John Deane suffered an immediate setback. The Egudal sprang a leak. Deane was forced to return. The Uriel, the Salafiel and the Varakiel reached the safety of Norway and Copenhagen and wintered there. The royal yacht fared badly. Near the Swedish coast the yacht was cast away and lost. The Egudal was repaired and made seaworthy. John Deane set sail later than he would have liked. He set sail later than was reasonably safe to do so. Harsher than any New England winter, the Baltic elements were murderous at this time of year and Deane would pay the penalty in frozen flesh. As he sailed on, the furies of Boon Island raked his boat as the ice and the wind slaughtered his crew one by one. By the time he had delivered his vessel, half of his men were dead. But Deane was alive. For the second time he had proved that the cold could not kill him. His ship was intact. There would be no censure. He had obeyed orders under difficult conditions. This was Russia. The loss of life was just one of those things. Winter kills. John Deane had done nothing wrong. He would be allowed to progress.

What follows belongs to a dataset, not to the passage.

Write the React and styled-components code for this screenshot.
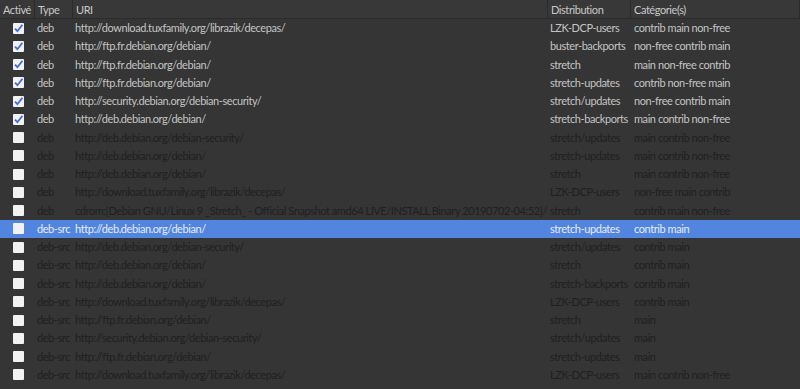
import React from 'react'
import styled, { createGlobalStyle } from 'styled-components'

const Global = createGlobalStyle`
  html, body {
    margin: 0;
    padding: 0;
    background: #353535;
    font-family: Lato, "Open Sans", "DejaVu Sans", sans-serif;
    overflow: hidden;
  }
`

const sources = [
  [true, 'deb', 'http://download.tuxfamily.org/librazik/decepas/', 'LZK-DCP-users', 'contrib main non-free'],
  [true, 'deb', 'http://ftp.fr.debian.org/debian/', 'buster-backports', 'non-free contrib main'],
  [true, 'deb', 'http://ftp.fr.debian.org/debian/', 'stretch', 'main non-free contrib'],
  [true, 'deb', 'http://ftp.fr.debian.org/debian/', 'stretch-updates', 'contrib non-free main'],
  [true, 'deb', 'http://security.debian.org/debian-security/', 'stretch/updates', 'non-free contrib main'],
  [true, 'deb', 'http://deb.debian.org/debian/', 'stretch-backports', 'main contrib non-free'],
  [false, 'deb', 'http://deb.debian.org/debian-security/', 'stretch/updates', 'main contrib non-free'],
  [false, 'deb', 'http://deb.debian.org/debian/', 'stretch-updates', 'main contrib non-free'],
  [false, 'deb', 'http://deb.debian.org/debian/', 'stretch', 'main contrib non-free'],
  [false, 'deb', 'http://download.tuxfamily.org/librazik/decepas/', 'LZK-DCP-users', 'non-free main contrib'],
  [false, 'deb', 'cdrom:[Debian GNU/Linux 9 _Stretch_ - Official Snapshot amd64 LIVE/INSTALL Binary 20190702-04:52]/', 'stretch', 'contrib main non-free'],
  [false, 'deb-src', 'http://deb.debian.org/debian/', 'stretch-updates', 'contrib main', true],
  [false, 'deb-src', 'http://deb.debian.org/debian-security/', 'stretch/updates', 'contrib main'],
  [false, 'deb-src', 'http://deb.debian.org/debian/', 'stretch', 'contrib main'],
  [false, 'deb-src', 'http://deb.debian.org/debian/', 'stretch-backports', 'contrib main'],
  [false, 'deb-src', 'http://download.tuxfamily.org/librazik/decepas/', 'LZK-DCP-users', 'contrib main'],
  [false, 'deb-src', 'http://ftp.fr.debian.org/debian/', 'stretch', 'main'],
  [false, 'deb-src', 'http://security.debian.org/debian-security/', 'stretch/updates', 'main'],
  [false, 'deb-src', 'http://ftp.fr.debian.org/debian/', 'stretch-updates', 'main'],
  [false, 'deb-src', 'http://download.tuxfamily.org/librazik/decepas/', 'LZK-DCP-users', 'main contrib non-free'],
]

const cols = '35px 38px 475px 83px 1fr'

const View = styled.div`
  width: 800px;
  height: 389px;
  background: #353535;
  font-size: 11px;
  letter-spacing: -0.43px;
`

const Header = styled.div`
  display: grid;
  grid-template-columns: ${cols};
  height: 19px;
  border-bottom: 1px solid #2b2b2b;
  box-sizing: border-box;
`

const HeadCell = styled.div`
  display: flex;
  align-items: center;
  padding-left: 3px;
  color: #c8c8c8;
  background: #383838;
  border-right: 1px solid #2b2b2b;
  white-space: nowrap;
  overflow: hidden;
`

const Row = styled.div`
  display: grid;
  grid-template-columns: ${cols};
  height: 18.25px;
  align-items: center;
  background: ${p => (p.$selected ? '#5285e0' : 'transparent')};
  color: ${p => (p.$selected ? '#e6ecfa' : p.$active ? '#c4c4c4' : '#1f1f1f')};
`

const Cell = styled.div`
  padding-left: ${p => p.$pad || 2}px;
  white-space: nowrap;
  overflow: hidden;
  line-height: 18px;
`

const CheckCell = styled.div`
  display: flex;
  justify-content: center;
  padding-left: 2px;
`

const Box = styled.span`
  width: 11px;
  height: 11px;
  background: #f2f2f2;
  border-radius: 1px;
  display: flex;
  align-items: center;
  justify-content: center;
`

const Check = ({ on }) => (
  <Box>
    {on && (
      <svg width="9" height="9" viewBox="0 0 9 9">
        <path d="M1 4.6 L3.4 7.2 L8.4 0.8" fill="none" stroke="#3f6fd8" strokeWidth="1.8" />
      </svg>
    )}
  </Box>
)

export default function App() {
  return (
    <>
      <Global />
      <View>
        <Header>
          <HeadCell>Activé</HeadCell>
          <HeadCell>Type</HeadCell>
          <HeadCell>URI</HeadCell>
          <HeadCell>Distribution</HeadCell>
          <HeadCell>Catégorie(s)</HeadCell>
        </Header>
        {sources.map(([on, type, uri, dist, cat, sel], i) => (
          <Row key={i} $active={on} $selected={sel}>
            <CheckCell><Check on={on} /></CheckCell>
            <Cell>{type}</Cell>
            <Cell>{uri}</Cell>
            <Cell>{dist}</Cell>
            <Cell $pad={3}>{cat}</Cell>
          </Row>
        ))}
      </View>
    </>
  )
}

Half of John Deane’s crew froze to death transporting a Russian warship from Archangel to the Baltic. Illustration by Stephen Dennis

The year 1716 began as the years always did, with promotions. But the initial military objective of the New Year was to coordinate the army and the navy. Part of the fleet was stationed at Revel. Under the command of the Dutchman Captain Commodore Sievers, as soon as the weather allowed, the Revel squadron was to meet up with the rest of the fleet and their Danish allies and sail to Copenhagen. The Russians and the Danish intended to advance together through Scania but the squadron discovered that the Swedish fleet was waiting near Copenhagen. Sievers and company returned to Revel. The Russian fleet that had been sailing in the North Sea gathered at Flekkero, Norway. John Deane sailed into Flekkero in April. Sievers arrived in May. Deane set sail for Copenhagen with the squadron on 27 May. Two days later the squadron met the British fleet, commanded by Sir John Norris. The combined force sailed to Copenhagen.

Rifts and fatal breaches of etiquette were rife in the Russian navy at this time. There was a mutiny about pay among seamen and under officers; eighty men deserted and fled to Holland. A Dutchman, Captain Black, saluted Sir John Norris by striking his pendent at the same time that the Englishman struck his own pendent. From a Russian perspective this was considered highly insulting to their English ally. In Holland it was not considered insulting at all. In Russia the insult carried the death sentence. The situation was further complicated by the fact that Captain Black was drunk when he committed his faux pas. Black was subject to a court martial. He escaped capital punishment but was confined at Revel where he drank himself to death.

The Dutch Captain Commodore Wybrant Scheltinga tried to tackle the partisanship that divided the fleet. Factions fell in behind two captains, the Norwegian Peter Bredale and the Russian Ivan Sinavin. John Deane favoured Bredale. Deane despised Sinavin calling him, ‘a sordid, drunken, ignorant fellow, a creature of the tsar’s, and therefore of great power misused by him, to the exposing of himself and his Prince’s service to ridicule.’ Deane’s assessment of Sinavin’s worth as a human being and an officer was typical of the escalating contempt in which he would come to hold most of the Russians he encountered and of the ambivalent attitude he felt towards the tsar that governed them.

On 7 July, Peter the Great arrived in person bringing with him thirty-seven galleys and a snow. On 20 July he took command as vice admiral. Since the battle of Polatva, the creaky alliance with Denmark had been somewhat refortified. Peter the Great entertained the king of Denmark and set his mind to reorganising the fleet. The tsar initiated something of a reshuffle among his officers. He was concerned about the polyglot nature of his fleet. He reassigned officers to ships best suited to their abilities. Once assigned, the captains would stay with the same ship, an antidote to the problems of negotiating the different languages and maritime cultures that made up the body of the fleet. He insisted that any commanders must have risen through the ranks and be skilled navigators familiar with the coasts. The Egudal was taken from John Deane and he was given a new vessel, a frigate. John Deane was now captain of the Samson.